This was an appeal against the decision of the High Court stating that sections 5 and 6 of the Public Order Act, Cap 113 Laws of Zambia (POA) do not violate the constitutional provisions on freedom of expression and assembly.
The court determined whether the POA, as amended, was constitutional and addressed concerns raised by the court in the Mulundika judgment over unconstitutionality of the pre amended section 5(4). Second, whether the police were applying the provisions in the POA in a fair manner?
Although section 5(6) lacked a time frame for a reasonable alternative period to which a public meeting may be postponed, the court found that the requirement for a notice addressed the concerns raised in Mulundika.
It was further noted that freedom of expression and assembly could be limited by the police for public order.

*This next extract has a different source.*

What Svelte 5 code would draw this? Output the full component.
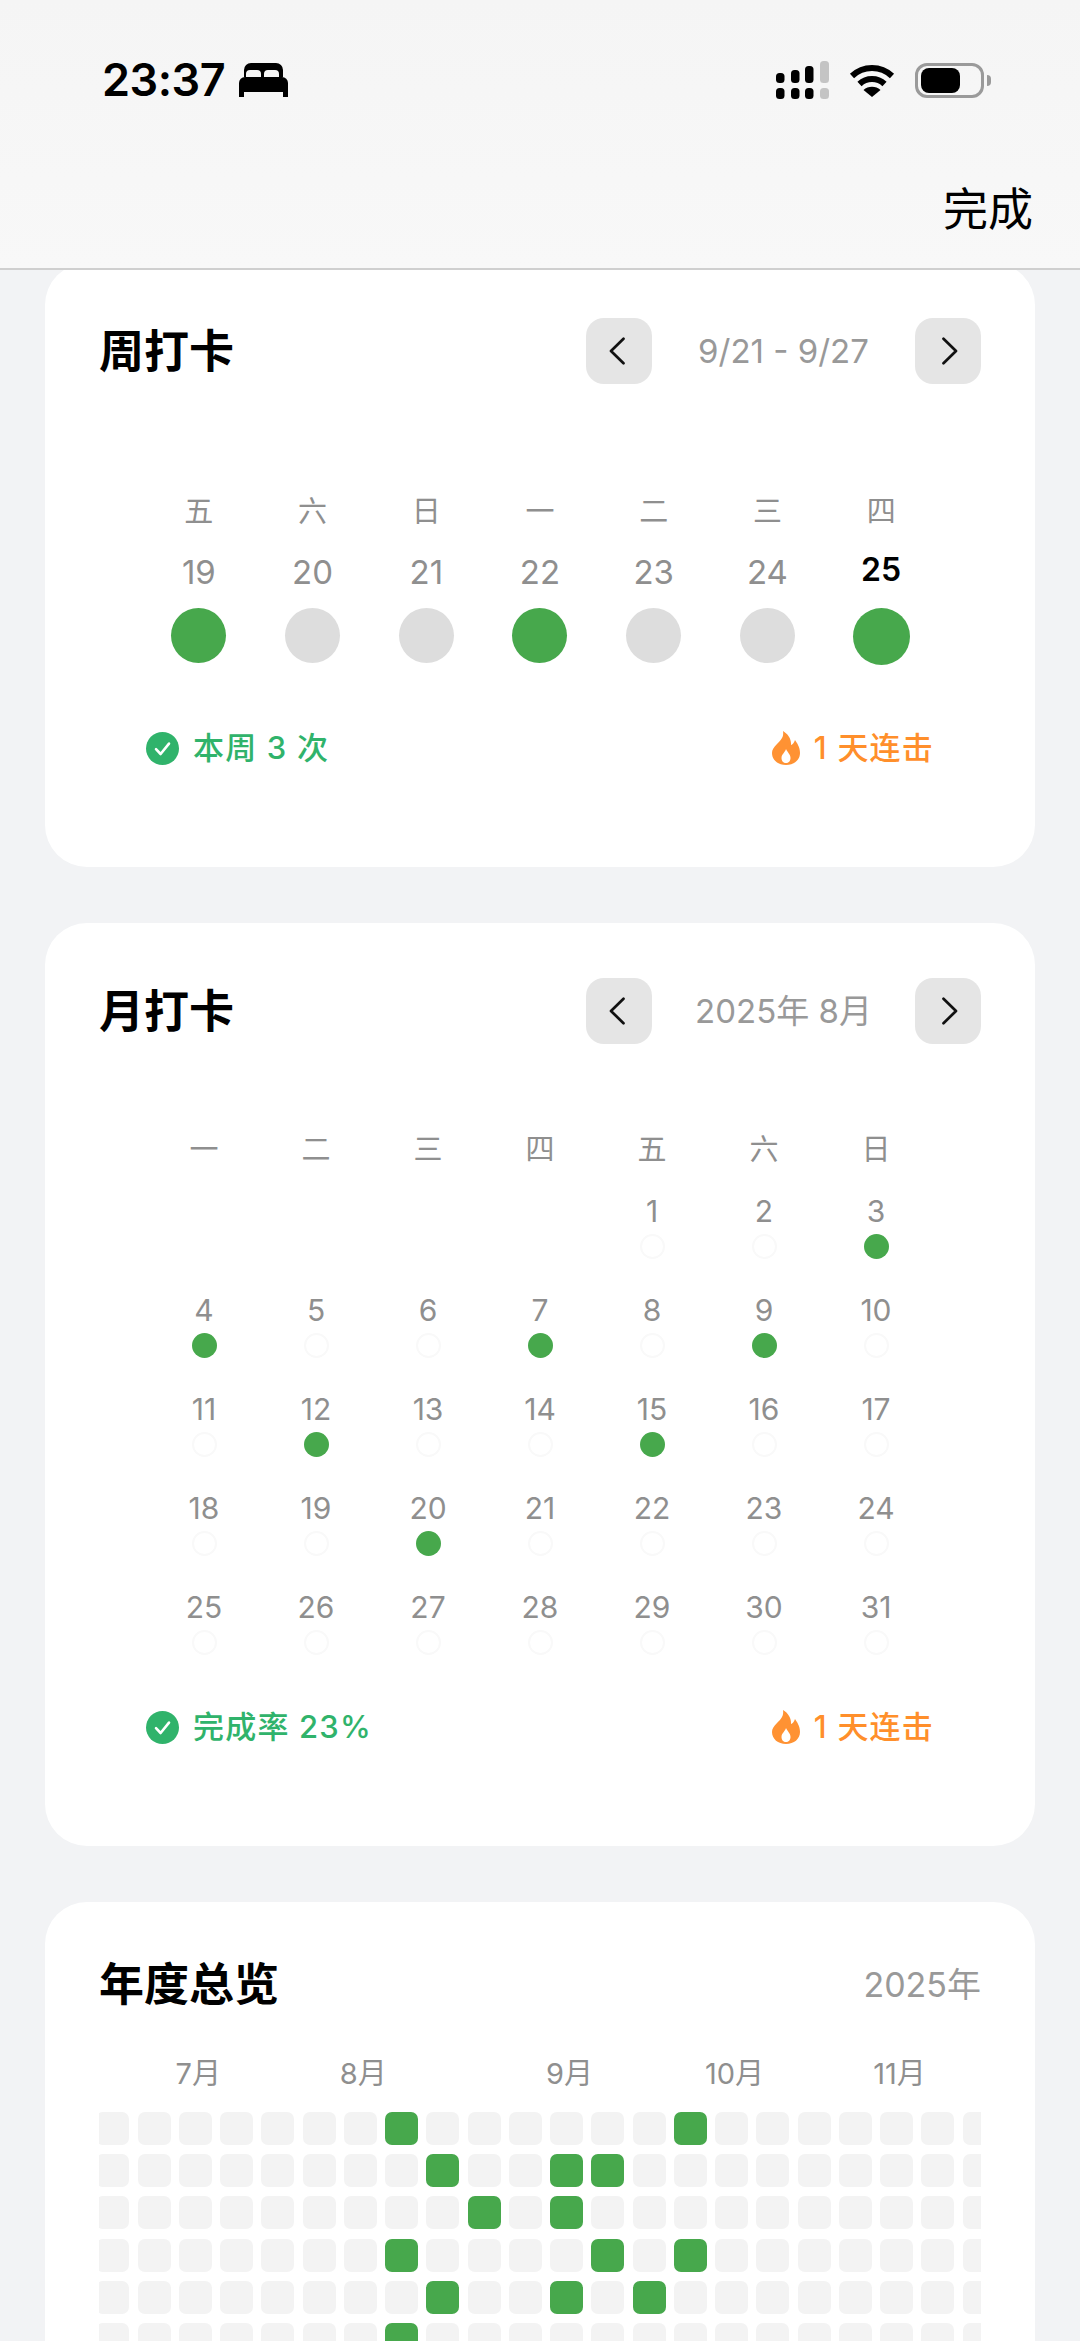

However, the police must give a reason for a failure to police a public meeting. The reason must fall within the ambit of section 20(3)(a) and 21(2)(a) of the Constitution. The limitations placed by the POA on the rights were thus held to be constitutional.
The court also held that the grievance procedure in section 5(8) and 5(9) of the POA was just and fair. Namely, when the police are unable to police a public meeting, they inform the convener within five days of the notification. The police are then required to give reasons which may be challenged on appeal. Further the grievance must be resolved within 10 days.
Accordingly, the appeal was dismissed.